I might miss my computer. Not because of the games or movies, but because of the journal articles and pictures. I would miss my dog and our snake.

However, if I made it through a natural disaster with my son and my husband (and brother-in-law), I would be wealthy beyond belief. Really, nothing matters but family. Nothing we own, watch, or enjoy can possibly compare the the worth of our families.

Distractions are easily gained (and not so easily dismissed), but they pale in comparison to the worth of any living soul. I am continuing to make my family my highest priority, even above my own wants and desires. That is who God is, and if I want to be like him, I need to be able to put aside earthly things for the greater good. My time should be used in building up myself, my family, and those around me to come closer to God.

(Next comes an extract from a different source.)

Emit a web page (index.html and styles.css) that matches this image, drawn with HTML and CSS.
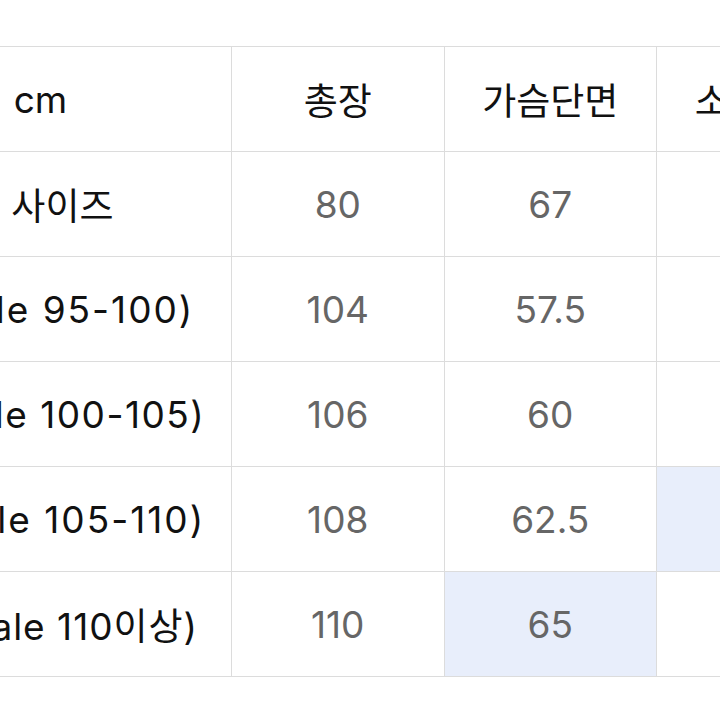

That doesn't make the journey easy, but it does make it worth it.

2 comments:

  1. I get distracted like that when I am stressed. I was playing candy crush for a while....it seems to give me a focus and calm the stress. But yes. Addicting. And yes, time wasting. What are some productive things that help diffuse that stress & resulting need to escape? That is the question. For me, it is writing. And cleaning. But I have to force mysrlf to start doing them before they start helping me :)

    ReplyDelete
    Replies
    1. That's the exact problem. Those things will help, but you have to motivate yourself to begin. Sometimes the hardest part is just getting up and getting started. I totally agree.